In response to Martine St-Victor who wrote: “And certainly for Haiti, like Israel, the best ambassadors of their brand is tourists”, I have to say that there are no better ambassadors for a country than its citizens. Thus, until the Haitian peasant can speak positively of their government, the point of view of tourists will remain nothing more than a massive distraction that serves the Haitian elite and foreign interests.
And yes, the misinformation on Haiti is so strong that whenever we talk about the country, we place a greater emphasis on the opinions of others rather than the people of Haiti. We analyze the country with outside criteria. Haiti is being pillaged of its ‘added value’, and being talked about it in ‘hopeful’ terms, with the hope that we can gain access to the winning side of the Haitian elite.

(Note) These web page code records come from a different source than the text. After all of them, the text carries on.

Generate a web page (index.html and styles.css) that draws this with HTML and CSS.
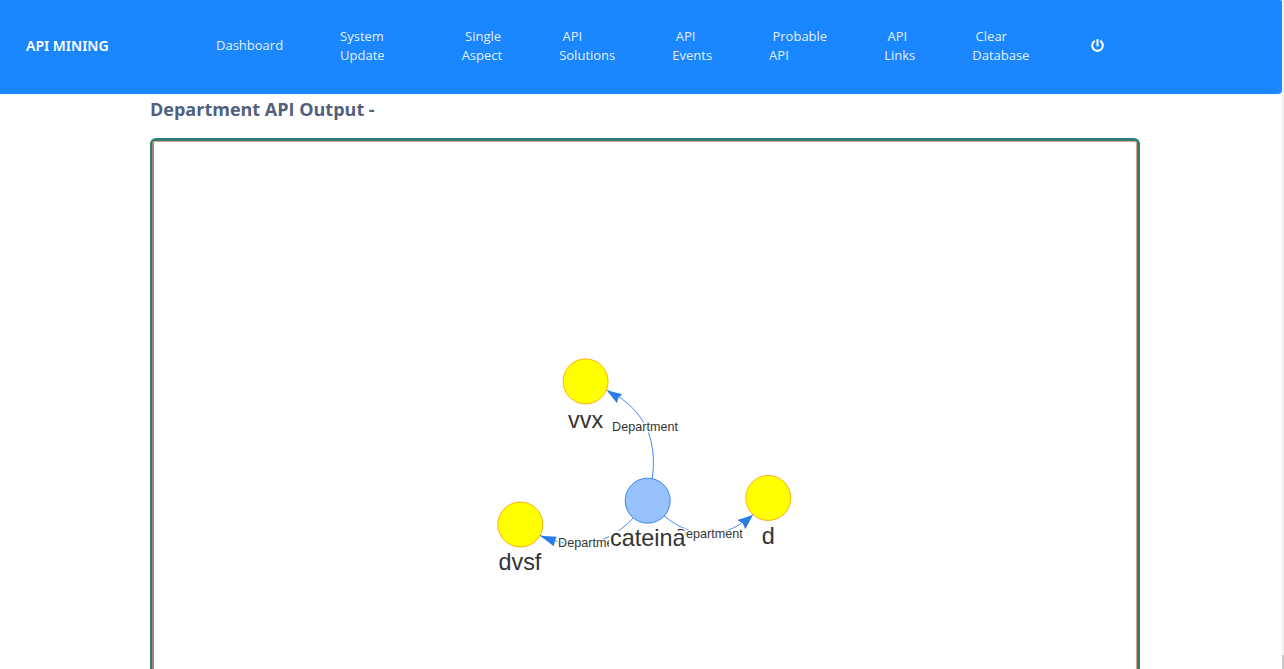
FILE: index.html
```html
<!DOCTYPE html>
<html lang="en">
<head>
  <meta charset="utf-8">
  <meta name="viewport" content="width=device-width, initial-scale=1">
  <title>API Mining</title>
  <link rel="stylesheet" href="styles.css">
</head>
<body>
  <div class="page">
    <header class="navbar">
      <a class="brand" href="#">API MINING</a>
      <nav class="menu" aria-label="Main">
        <a class="single" href="#">Dashboard</a>
        <a class="wide" href="#">System<br>Update</a>
        <a href="#">&nbsp;Single<br>Aspect</a>
        <a href="#">&nbsp;API<br>Solutions</a>
        <a href="#">&nbsp;API<br>Events</a>
        <a href="#">&nbsp;Probable<br>API</a>
        <a href="#">&nbsp;API<br>Links</a>
        <a href="#">&nbsp;Clear<br>Database</a>
        <a class="power" href="#" aria-label="Log out">
          <svg viewBox="0 0 512 512" aria-hidden="true"><path d="M400 54.1c63 45 104 118.600 104 201.900 0 136.800-110.800 247.700-247.500 248C120 504.300 8.200 393 8 256.400 7.900 173.100 48.900 99.300 111.800 54.200c11.700-8.300 28-4.800 35 7.700L162.600 90c5.900 10.500 3.100 23.800-6.600 31-41.500 30.800-68 79.600-68 134.900-.1 92.300 74.500 168.100 168 168.100 91.600 0 168.600-74.200 168-169.100-.3-51.800-24.700-101.800-68.100-134-9.700-7.200-12.400-20.500-6.500-30.900l15.800-28.100c7-12.400 23.200-16.100 34.800-7.800zM296 264V24c0-13.300-10.700-24-24-24h-32c-13.300 0-24 10.700-24 24v240c0 13.300 10.700 24 24 24h32c13.300 0 24-10.700 24-24z"/></svg>
        </a>
      </nav>
    </header>
    <main class="content">
      <h1>Department API Output -</h1>
      <div class="graph-frame">
        <div class="graph-inner">
          <svg class="graph" viewBox="-300 0 600 600" role="img" aria-label="Department graph">
            <g class="edges">
              <path d="M2.800 398.300Q31.700 296.700-66.100 266.100"/>
              <path d="M2.800 398.300Q73.300 474.200 137.200 395.600"/>
              <path d="M2.800 398.300Q-53.100 479.400-138.900 425"/>
            </g>
            <g class="arrows">
              <path d="M-42.600 275.900L-25.200 280.300L-29.500 284L-31.100 290.300Z"/>
              <path d="M120 414.400L102.600 420L108.600 423.700L111.400 430.300Z"/>
              <path d="M-116.700 437.400L-98.100 438.600L-100 443L-101.400 449.200Z"/>
            </g>
            <g class="edge-labels">
              <text x="0" y="321">Department</text>
              <text x="72" y="440">Department</text>
              <text x="-60" y="450">Department</text>
            </g>
            <g class="nodes">
              <circle cx="-66" cy="266" r="25"/>
              <circle cx="137" cy="395.500" r="25"/>
              <circle cx="-138.500" cy="425" r="25"/>
              <circle class="root" cx="3" cy="398.500" r="25"/>
            </g>
            <g class="node-labels">
              <text x="-66" y="318">vvx</text>
              <text x="137" y="447">d</text>
              <text x="-139" y="476">dvsf</text>
              <rect class="label-back" x="-40" y="432" width="85" height="26"/>
              <text x="3" y="449">cateina</text>
            </g>
          </svg>
        </div>
      </div>
    </main>
  </div>
  <div class="scroll-track"><div class="scroll-thumb"></div></div>
</body>
</html>
```
FILE: styles.css
```css
* {
  box-sizing: border-box;
}

body {
  margin: 0;
  display: grid;
  grid-template-columns: minmax(0, 1fr) 2px;
  height: 100vh;
  overflow: hidden;
  background: #fff;
  font-family: "Open Sans", "Noto Sans", sans-serif;
}

.page {
  min-width: 0;
  overflow: hidden;
}

.navbar {
  display: flex;
  align-items: center;
  padding: 26px 26px 28px;
  border-radius: 0 2px 4px 0;
  background: #1a86ff;
}

.navbar a {
  color: #fff;
  text-decoration: none;
}

.brand {
  flex: none;
  width: 190px;
  font-family: "Noto Sans", "Open Sans", sans-serif;
  font-size: 14px;
  font-weight: 600;
  line-height: 20px;
}

.menu {
  display: flex;
  align-items: center;
  gap: 57px;
  min-height: 40px;
  font-size: 13px;
  line-height: 19px;
  white-space: nowrap;
}

.navbar .menu a {
  color: rgba(255, 255, 255, 0.9);
}

.menu .single {
  padding-bottom: 2px;
}

.menu .wide {
  padding-right: 20px;
}

.menu .power {
  display: flex;
  padding: 0 0 2px 5px;
}

.power svg {
  width: 13px;
  height: 13px;
  fill: #fff;
}

.content {
  padding: 0 142px 0 150px;
}

h1 {
  margin: 0 0 13px;
  color: #525f7f;
  font-size: 18px;
  font-weight: 700;
  line-height: 31px;
}

.graph-frame {
  border: 3px solid #2d7c79;
  border-left-width: 2px;
  border-radius: 6px;
}

.graph-inner {
  border: 1px solid #e0a283;
  border-left: 2px solid #a08672;
  border-radius: 3px;
}

.graph {
  display: block;
  width: 100%;
  height: 540px;
  font-family: "Liberation Sans", Arial, sans-serif;
}

.edges {
  fill: none;
  stroke: #2b7ce9;
  stroke-width: 1;
}

.arrows {
  fill: #2b7ce9;
}

.nodes {
  fill: #ff0;
  stroke: #ffa500;
  stroke-width: 1;
}

.nodes .root {
  fill: #97c2fc;
  stroke: #2b7ce9;
}

.graph text {
  fill: #343434;
  text-anchor: middle;
}

.edge-labels {
  font-size: 14px;
  stroke: #fff;
  stroke-width: 3px;
  stroke-linejoin: round;
  paint-order: stroke;
}

.node-labels {
  font-size: 26px;
}

.label-back {
  fill: #fff;
}

.scroll-track {
  display: flex;
  flex-direction: column;
  justify-content: flex-end;
  background: #f1f1f1;
}

.scroll-thumb {
  height: 14px;
  background: #c9c9c9;
}
```
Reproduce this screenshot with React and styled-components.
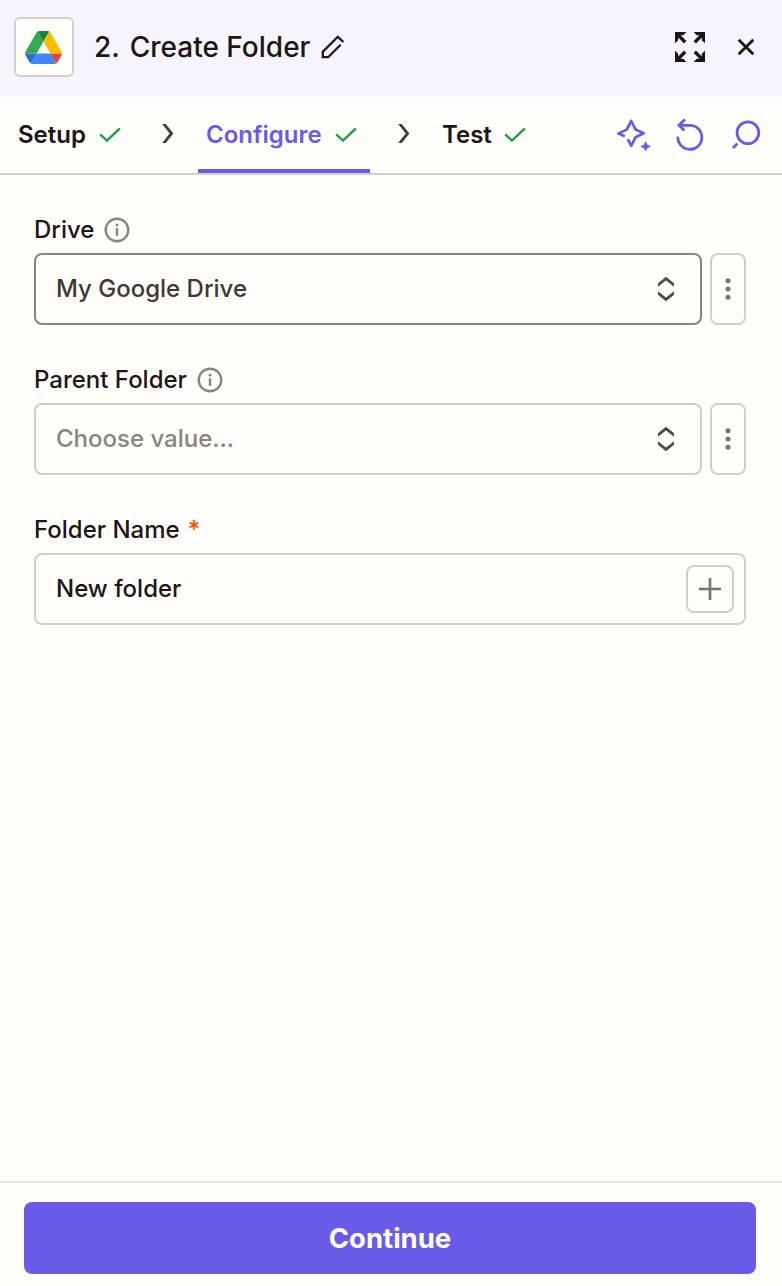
import React from 'react'
import styled, { createGlobalStyle } from 'styled-components'


const fields = [
    { label: 'Drive', value: 'My Google Drive', info: true, active: true },
    { label: 'Parent Folder', placeholder: 'Choose value...', info: true },
]

function DriveLogo() {
    return (
        <svg width="37" height="33" viewBox="0 0 87.3 78">
            <path d="m6.6 66.85 3.85 6.65c.8 1.4 1.95 2.5 3.3 3.3l13.75-23.8h-27.5c0 1.55.4 3.1 1.2 4.5z" fill="#3367d6" />
            <path d="m43.65 25-13.75-23.8c-1.35.8-2.5 1.9-3.3 3.3l-25.4 44a9.06 9.06 0 0 0 -1.2 4.5h27.5z" fill="#34a853" />
            <path d="m73.55 76.8c1.35-.8 2.5-1.9 3.3-3.3l1.6-2.75 7.65-13.25c.8-1.4 1.2-2.95 1.2-4.5h-27.5l5.85 11.5z" fill="#ea4335" />
            <path d="m43.65 25 13.75-23.8c-1.35-.8-2.9-1.2-4.5-1.2h-18.5c-1.6 0-3.15.45-4.5 1.2z" fill="#188038" />
            <path d="m59.8 53h-32.3l-13.75 23.8c1.35.8 2.9 1.2 4.5 1.2h50.8c1.6 0 3.15-.45 4.5-1.2z" fill="#4285f4" />
            <path d="m73.4 26.5-12.7-22c-.8-1.4-1.95-2.5-3.3-3.3l-13.75 23.8 16.15 28h27.45c0-1.55-.4-3.1-1.2-4.5z" fill="#fbbc04" />
        </svg>
    )
}

function PencilIcon() {
    return (
        <svg width="24" height="24" viewBox="0 0 24 24" fill="none" stroke="currentColor" strokeWidth="2.3">
            <path d="M22.4 7 16.8 1.8 1.8 16.8V22.2H7.2L19.6 9.8" />
        </svg>
    )
}

function ExpandIcon() {
    const arrow = 'M0 0H11.3L8.3 3.2H5.6L11.4 9 9 11.4 3.2 5.6V8.3L0 11.3Z'
    return (
        <svg width="30" height="30" viewBox="0 0 30 30" fill="currentColor">
            <path d={arrow} />
            <path d={arrow} transform="rotate(90 15 15)" />
            <path d={arrow} transform="rotate(180 15 15)" />
            <path d={arrow} transform="rotate(270 15 15)" />
        </svg>
    )
}

function CloseIcon() {
    return (
        <svg width="18" height="18" viewBox="0 0 18 18" stroke="currentColor" strokeWidth="2.8">
            <path d="M1.7 1.7 16.3 16.3M16.3 1.7 1.7 16.3" />
        </svg>
    )
}

function CheckIcon() {
    return (
        <svg width="22" height="16" viewBox="0 0 22 16" fill="none" stroke="#2a9d48" strokeWidth="2.5">
            <path d="M1.2 7.4 8 13.6 20.8 1.5" />
        </svg>
    )
}

function ChevronIcon() {
    return (
        <svg width="12" height="19" viewBox="0 0 12 19" fill="none" stroke="#403d3a" strokeWidth="2.8">
            <path d="M1 -1.2 9.6 9.5 1 20.2" />
        </svg>
    )
}

function SparkleIcon() {
    return (
        <svg width="34" height="32" viewBox="0 0 34 32" fill="none" stroke="currentColor" strokeWidth="2.7" strokeLinejoin="round">
            <path d="M7.8 17.2 1.5 14.4 9.7 10.6 14.2 2 18.6 10.6 26.6 14.3 18.6 18.2 14.2 26.8 10.8 20.1" />
            <path d="M28.6 22.6 30.1 25.9 33.4 27.4 30.1 28.9 28.6 32 27.1 28.9 23.8 27.4 27.1 25.9Z" fill="currentColor" stroke="currentColor" strokeWidth="0.6" />
        </svg>
    )
}

function UndoIcon() {
    return (
        <svg width="30" height="34" viewBox="0 0 30 34" fill="none" stroke="currentColor" strokeWidth="2.8">
            <path d="M2.9 18.6A12 12 0 1 0 14.9 7.4H4.2" />
            <path d="M9.8 1.4 4 7.2 9.4 12.4" />
        </svg>
    )
}

function SearchIcon() {
    return (
        <svg width="30" height="30" viewBox="0 0 30 30" fill="none" stroke="currentColor" strokeWidth="2.8">
            <circle cx="16.9" cy="12.8" r="10.9" />
            <path d="M1.9 28 6.4 23.5" />
        </svg>
    )
}

function InfoIcon() {
    return (
        <svg width="26" height="26" viewBox="0 0 26 26" fill="none" stroke="#88857f" strokeWidth="2.4">
            <circle cx="13" cy="13" r="11.3" />
            <path d="M13 11.2V18.8" />
            <circle cx="13" cy="8" r="1.5" fill="#88857f" stroke="none" />
        </svg>
    )
}

function SortIcon() {
    return (
        <svg width="16" height="26" viewBox="0 0 16 26" fill="none" stroke="#4d4945" strokeWidth="2.8">
            <path d="M-2 10.6 8 2.6 18 10.6M-2 15.4 8 23.4 18 15.4" />
        </svg>
    )
}

function DotsIcon() {
    return (
        <svg width="6" height="22" viewBox="0 0 6 22" fill="#79756f">
            <circle cx="3" cy="2.7" r="2.5" />
            <circle cx="3" cy="11" r="2.5" />
            <circle cx="3" cy="19.2" r="2.5" />
        </svg>
    )
}

function PlusIcon() {
    return (
        <svg width="22" height="22" viewBox="0 0 22 22" stroke="#79756f" strokeWidth="2.7">
            <path d="M11 0V22M0 11H22" />
        </svg>
    )
}

function App() {
    return (
        <Panel>
            <GlobalStyle />
            <Header>
                <AppLogo>
                    <DriveLogo />
                </AppLogo>
                <Title>
                    <span>2.</span>
                    <h1>Create Folder</h1>
                    <PencilIcon />
                </Title>
                <HeaderActions>
                    <IconButton aria-label="Expand"><ExpandIcon /></IconButton>
                    <IconButton aria-label="Close"><CloseIcon /></IconButton>
                </HeaderActions>
            </Header>

            <TabBar>
                <Tab $width={124}><span>Setup</span> <CheckIcon /></Tab>
                <Separator><ChevronIcon /></Separator>
                <Tab $width={172} $active><span>Configure</span> <CheckIcon /></Tab>
                <Separator><ChevronIcon /></Separator>
                <Tab $width={105}><span>Test</span> <CheckIcon /></Tab>
                <Tools>
                    <IconButton aria-label="AI"><SparkleIcon /></IconButton>
                    <IconButton aria-label="Undo"><UndoIcon /></IconButton>
                    <IconButton aria-label="Search"><SearchIcon /></IconButton>
                </Tools>
            </TabBar>

            <Form>
                {fields.map((field) => (
                    <Field key={field.label}>
                        <Label><span>{field.label}</span> {field.info && <InfoIcon />}</Label>
                        <FieldRow>
                            <Select $active={field.active}>
                                <Value $muted={!field.value}>{field.value || field.placeholder}</Value>
                                <SortIcon />
                            </Select>
                            <MenuButton aria-label="More"><DotsIcon /></MenuButton>
                        </FieldRow>
                    </Field>
                ))}
                <Field>
                    <Label $gap={8}><span>Folder Name</span> <Required>*</Required></Label>
                    <TextBox>
                        <span>New folder</span>
                        <AddButton aria-label="Insert data"><PlusIcon /></AddButton>
                    </TextBox>
                </Field>
            </Form>

            <Footer>
                <ContinueButton>Continue</ContinueButton>
            </Footer>
        </Panel>
    )
}

export default App

const GlobalStyle = createGlobalStyle`
    * {
        box-sizing: border-box;
    }

    body {
        margin: 0;
        background-color: #fffdf9;
        color: #201515;
        font-family: Inter, "Liberation Sans", sans-serif;
    }

    svg {
        display: block;
        flex-shrink: 0;
    }

    button {
        padding: 0;
        border: none;
        background: none;
        color: inherit;
        font-family: inherit;
    }
`

const Panel = styled.div`
    display: flex;
    flex-direction: column;
    height: 1286px;
    background-color: #fffdf9;
`

const Header = styled.div`
    display: flex;
    align-items: center;
    height: 97px;
    padding: 0 18px 3px 14px;
    background-color: #f6f4ff;
`

const AppLogo = styled.div`
    display: flex;
    align-items: center;
    justify-content: center;
    width: 60px;
    height: 60px;
    padding-right: 1px;
    border: 2px solid #d2d0ca;
    border-radius: 6px;
    background-color: #fffdf9;
`

const Title = styled.div`
    display: flex;
    align-items: center;
    flex: 1;
    margin-left: 20px;
    font-size: 28px;
    font-weight: 500;
    line-height: 36px;

    h1 {
        margin: 0 11px 0 10px;
        font-size: inherit;
        font-weight: inherit;
    }
`

const HeaderActions = styled.div`
    display: flex;
    align-items: center;
    gap: 32px;
    padding-right: 9px;
`

const IconButton = styled.button`
    display: flex;
`

const TabBar = styled.div`
    display: flex;
    height: 78px;
    padding: 0 21px 0 10px;
    border-bottom: 2px solid #d2d0ca;
`

const Tab = styled.div`
    display: flex;
    align-items: center;
    justify-content: space-between;
    width: ${(props) => props.$width}px;
    padding: 3px 13px 0 8px;
    border-bottom: 4px solid ${(props) => (props.$active ? '#695be8' : 'transparent')};
    color: ${(props) => (props.$active ? '#695be8' : '#201515')};
    font-size: 24px;
    font-weight: 600;

    span {
        padding-bottom: 1px;
    }
`

const Separator = styled.div`
    display: flex;
    align-items: center;
    justify-content: center;
    width: 64px;
    padding: 0 0 3px 4px;
`

const Tools = styled.div`
    display: flex;
    align-items: center;
    gap: 26px;
    margin-left: auto;
    color: #695be8;

    button:first-child {
        margin-right: -2px;
    }
`

const Form = styled.div`
    display: flex;
    flex-direction: column;
    flex: 1;
    gap: 37px;
    padding: 37px 36px 0 34px;
`

const Field = styled.div`
    display: flex;
    flex-direction: column;
    gap: 5px;
`

const Label = styled.div`
    display: flex;
    align-items: center;
    gap: ${(props) => props.$gap || 10}px;
    height: 36px;
    font-size: 24px;
    font-weight: 500;

    span {
        padding-bottom: 2px;
    }
`

const Required = styled.span`
    color: #ff4f00;
`

const FieldRow = styled.div`
    display: flex;
    gap: 8px;
`

const Select = styled.div`
    display: flex;
    align-items: center;
    justify-content: space-between;
    flex: 1;
    height: 72px;
    padding: 0 26px 0 20px;
    border: 2px solid ${(props) => (props.$active ? '#88857f' : '#d2d0ca')};
    border-radius: 8px;
`

const Value = styled.span`
    padding-bottom: 2px;
    color: ${(props) => (props.$muted ? '#88857f' : '#413735')};
    font-size: 24px;
    font-weight: 500;
`

const MenuButton = styled.button`
    display: flex;
    align-items: center;
    justify-content: center;
    width: 36px;

    && {
        border: 2px solid #d2d0ca;
        border-radius: 8px;
    }
`

const TextBox = styled.div`
    display: flex;
    align-items: center;
    justify-content: space-between;
    height: 72px;
    padding: 0 10px 0 20px;
    border: 2px solid #d2d0ca;
    border-radius: 8px;
    font-size: 24px;
    font-weight: 500;

    span {
        padding-bottom: 2px;
    }
`

const AddButton = styled(MenuButton)`
    width: 48px;
    height: 48px;
`

const Footer = styled.div`
    height: 105px;
    padding: 19px 26px 0 24px;
    border-top: 2px solid #e8e7e3;
`

const ContinueButton = styled.button`
    width: 100%;
    height: 72px;

    && {
        border-radius: 8px;
        background-color: #695be8;
        color: #fffdf9;
        font-size: 27.5px;
        font-weight: 700;
    }
`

While everyone has the right to freedom of speech, the spread of certain innocent-sounding-ideologies, contributes to the imaginary degeneration of people who are thirsty for the real reasons as to why the Haitian people were once respected by the very States that oppress them today. In fact, the United States sought the help of Haitian fighters in the Battle of Savannah.

If there is a tourism that should be encouraged, it is a tourism that reduces the gap between economic classes and serves the liberation of the masses, not mass tourism. It is a cultural tourism that encourages an openness to the challenges of people seeking to free themselves from all forms of domination, and not a tourism that his simply focused on blind gratification of all pleasures.

Being Haitian means wanting freedom for all. This is what has allowed numerous Syrian, Lebanese, German, and Sephardic exiles, fleeing from religious persecution, economic deprivation, and political oppression to find refuge in what settlers of past and present have viewed as the pearl of the Caribbean, but what also remains in the memories of small children of Africa and the children of Jean-Jacques Dessalines, as the first independent Black republic.

Given that we live in an era of information and attention deficit, it is inexcusable to let our ignorance, or our personal and professional recklessness serve as a vehicle of propaganda in the hands of a system that constantly oppresses us.